* **PROBLEM DETAILS**: Leave out the pictures and retype only the lines from the opening line to the line that holds "Welcome! Here's our", both ends included.

* **INPUT FOR THIS TASK**:
- - - -

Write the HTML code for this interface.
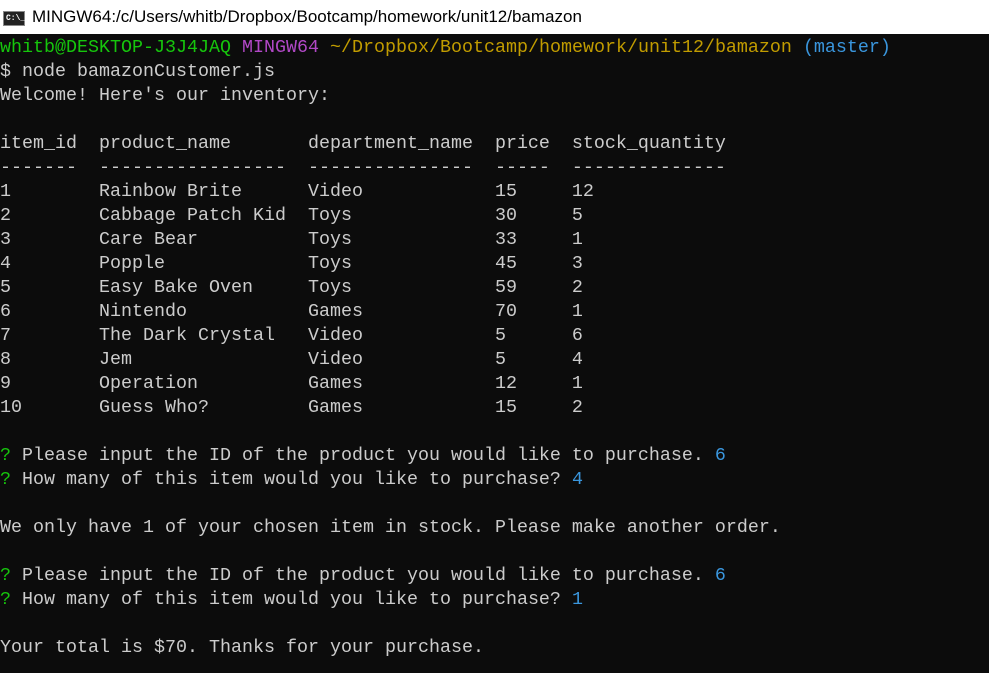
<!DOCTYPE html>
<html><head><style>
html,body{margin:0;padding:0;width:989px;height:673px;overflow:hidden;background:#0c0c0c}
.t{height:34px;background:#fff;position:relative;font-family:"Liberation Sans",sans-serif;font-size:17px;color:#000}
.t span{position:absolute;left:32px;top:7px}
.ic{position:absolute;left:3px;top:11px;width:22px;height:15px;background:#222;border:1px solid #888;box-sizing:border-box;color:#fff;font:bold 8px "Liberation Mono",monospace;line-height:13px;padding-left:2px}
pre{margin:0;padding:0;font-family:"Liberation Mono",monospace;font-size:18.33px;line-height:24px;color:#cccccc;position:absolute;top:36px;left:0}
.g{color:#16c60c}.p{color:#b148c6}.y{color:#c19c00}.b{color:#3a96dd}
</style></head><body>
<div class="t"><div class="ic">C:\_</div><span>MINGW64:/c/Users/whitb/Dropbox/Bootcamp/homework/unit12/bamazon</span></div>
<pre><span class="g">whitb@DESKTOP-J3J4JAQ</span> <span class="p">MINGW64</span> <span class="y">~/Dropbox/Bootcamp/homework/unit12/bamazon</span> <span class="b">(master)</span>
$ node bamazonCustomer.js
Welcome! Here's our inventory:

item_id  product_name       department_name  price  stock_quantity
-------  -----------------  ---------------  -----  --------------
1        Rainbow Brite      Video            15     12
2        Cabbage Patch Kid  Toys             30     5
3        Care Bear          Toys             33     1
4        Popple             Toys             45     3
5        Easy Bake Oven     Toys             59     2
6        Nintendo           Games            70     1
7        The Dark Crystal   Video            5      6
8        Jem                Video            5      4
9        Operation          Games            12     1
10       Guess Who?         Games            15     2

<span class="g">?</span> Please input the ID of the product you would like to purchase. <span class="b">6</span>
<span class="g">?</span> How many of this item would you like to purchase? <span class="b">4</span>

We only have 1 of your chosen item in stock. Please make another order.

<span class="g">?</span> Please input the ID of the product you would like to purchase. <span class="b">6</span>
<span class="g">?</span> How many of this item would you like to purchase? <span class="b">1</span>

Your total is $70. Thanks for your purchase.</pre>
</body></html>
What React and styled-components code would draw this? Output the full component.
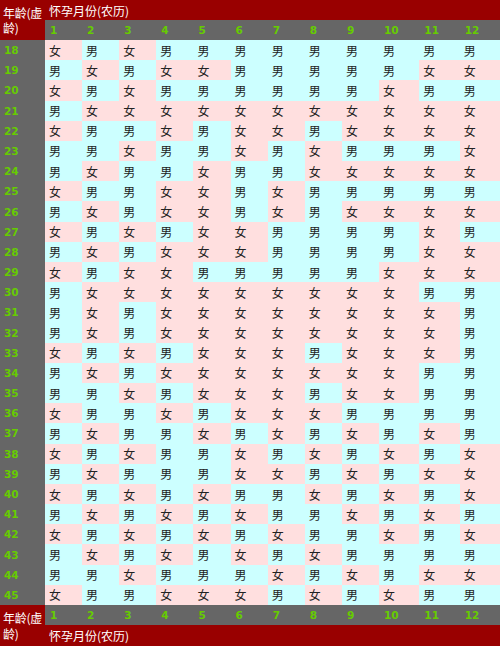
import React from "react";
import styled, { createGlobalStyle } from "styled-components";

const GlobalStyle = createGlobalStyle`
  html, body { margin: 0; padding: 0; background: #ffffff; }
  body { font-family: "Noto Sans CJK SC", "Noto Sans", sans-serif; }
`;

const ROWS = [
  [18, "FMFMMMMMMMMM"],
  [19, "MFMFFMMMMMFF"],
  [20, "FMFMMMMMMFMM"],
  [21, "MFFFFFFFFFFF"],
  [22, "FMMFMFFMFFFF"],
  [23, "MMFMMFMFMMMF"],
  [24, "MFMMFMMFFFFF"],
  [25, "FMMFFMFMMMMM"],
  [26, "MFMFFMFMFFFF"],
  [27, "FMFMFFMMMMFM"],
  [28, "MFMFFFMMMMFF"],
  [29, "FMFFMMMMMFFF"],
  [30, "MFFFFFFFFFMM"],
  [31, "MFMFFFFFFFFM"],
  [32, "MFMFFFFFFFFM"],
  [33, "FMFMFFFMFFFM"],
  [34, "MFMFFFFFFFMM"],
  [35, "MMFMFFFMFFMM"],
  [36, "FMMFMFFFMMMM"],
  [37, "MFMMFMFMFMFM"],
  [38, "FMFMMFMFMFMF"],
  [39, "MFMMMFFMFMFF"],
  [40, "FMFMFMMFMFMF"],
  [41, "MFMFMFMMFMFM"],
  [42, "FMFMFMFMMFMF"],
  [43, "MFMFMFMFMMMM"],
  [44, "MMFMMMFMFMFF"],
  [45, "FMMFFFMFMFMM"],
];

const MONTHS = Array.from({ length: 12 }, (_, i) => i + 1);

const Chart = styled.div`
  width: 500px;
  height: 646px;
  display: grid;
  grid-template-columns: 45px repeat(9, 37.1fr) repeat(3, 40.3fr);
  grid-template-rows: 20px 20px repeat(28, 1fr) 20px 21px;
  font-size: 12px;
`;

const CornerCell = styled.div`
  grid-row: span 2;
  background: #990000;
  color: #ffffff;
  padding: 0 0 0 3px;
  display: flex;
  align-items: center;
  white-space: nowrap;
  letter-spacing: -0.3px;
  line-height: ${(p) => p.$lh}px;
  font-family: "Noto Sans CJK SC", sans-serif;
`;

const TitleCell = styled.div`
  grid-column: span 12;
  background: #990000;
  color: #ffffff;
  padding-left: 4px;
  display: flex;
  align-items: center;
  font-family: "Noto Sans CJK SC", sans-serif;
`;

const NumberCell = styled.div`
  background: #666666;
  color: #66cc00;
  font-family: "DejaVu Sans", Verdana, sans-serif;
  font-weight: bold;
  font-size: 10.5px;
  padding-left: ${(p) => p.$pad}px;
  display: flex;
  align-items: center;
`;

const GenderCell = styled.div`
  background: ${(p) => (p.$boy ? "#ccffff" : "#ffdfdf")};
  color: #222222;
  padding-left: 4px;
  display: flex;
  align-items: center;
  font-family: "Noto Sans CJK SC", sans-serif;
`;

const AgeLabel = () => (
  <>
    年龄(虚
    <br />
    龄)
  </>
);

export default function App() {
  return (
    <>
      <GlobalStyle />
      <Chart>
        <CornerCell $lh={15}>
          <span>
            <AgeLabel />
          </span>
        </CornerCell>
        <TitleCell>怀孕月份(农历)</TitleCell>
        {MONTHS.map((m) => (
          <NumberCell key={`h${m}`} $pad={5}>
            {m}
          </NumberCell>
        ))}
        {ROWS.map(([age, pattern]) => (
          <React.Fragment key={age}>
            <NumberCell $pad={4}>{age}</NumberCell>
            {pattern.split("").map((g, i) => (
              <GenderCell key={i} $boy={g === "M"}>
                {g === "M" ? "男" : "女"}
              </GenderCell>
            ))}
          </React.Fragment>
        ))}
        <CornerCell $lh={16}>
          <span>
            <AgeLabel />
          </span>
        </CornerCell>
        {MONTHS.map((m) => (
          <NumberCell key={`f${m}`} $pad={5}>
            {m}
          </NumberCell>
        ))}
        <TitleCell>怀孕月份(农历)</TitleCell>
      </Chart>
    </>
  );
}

- - - -

* **WRITTEN ANSWER**:
Write the HTML code for this interface.
<!DOCTYPE html>
<html><head><style>
html,body{margin:0;padding:0;width:989px;height:673px;overflow:hidden;background:#0c0c0c}
.t{height:34px;background:#fff;position:relative;font-family:"Liberation Sans",sans-serif;font-size:17px;color:#000}
.t span{position:absolute;left:32px;top:7px}
.ic{position:absolute;left:3px;top:11px;width:22px;height:15px;background:#222;border:1px solid #888;box-sizing:border-box;color:#fff;font:bold 8px "Liberation Mono",monospace;line-height:13px;padding-left:2px}
pre{margin:0;padding:0;font-family:"Liberation Mono",monospace;font-size:18.33px;line-height:24px;color:#cccccc;position:absolute;top:36px;left:0}
.g{color:#16c60c}.p{color:#b148c6}.y{color:#c19c00}.b{color:#3a96dd}
</style></head><body>
<div class="t"><div class="ic">C:\_</div><span>MINGW64:/c/Users/whitb/Dropbox/Bootcamp/homework/unit12/bamazon</span></div>
<pre><span class="g">whitb@DESKTOP-J3J4JAQ</span> <span class="p">MINGW64</span> <span class="y">~/Dropbox/Bootcamp/homework/unit12/bamazon</span> <span class="b">(master)</span>
$ node bamazonCustomer.js
Welcome! Here's our inventory:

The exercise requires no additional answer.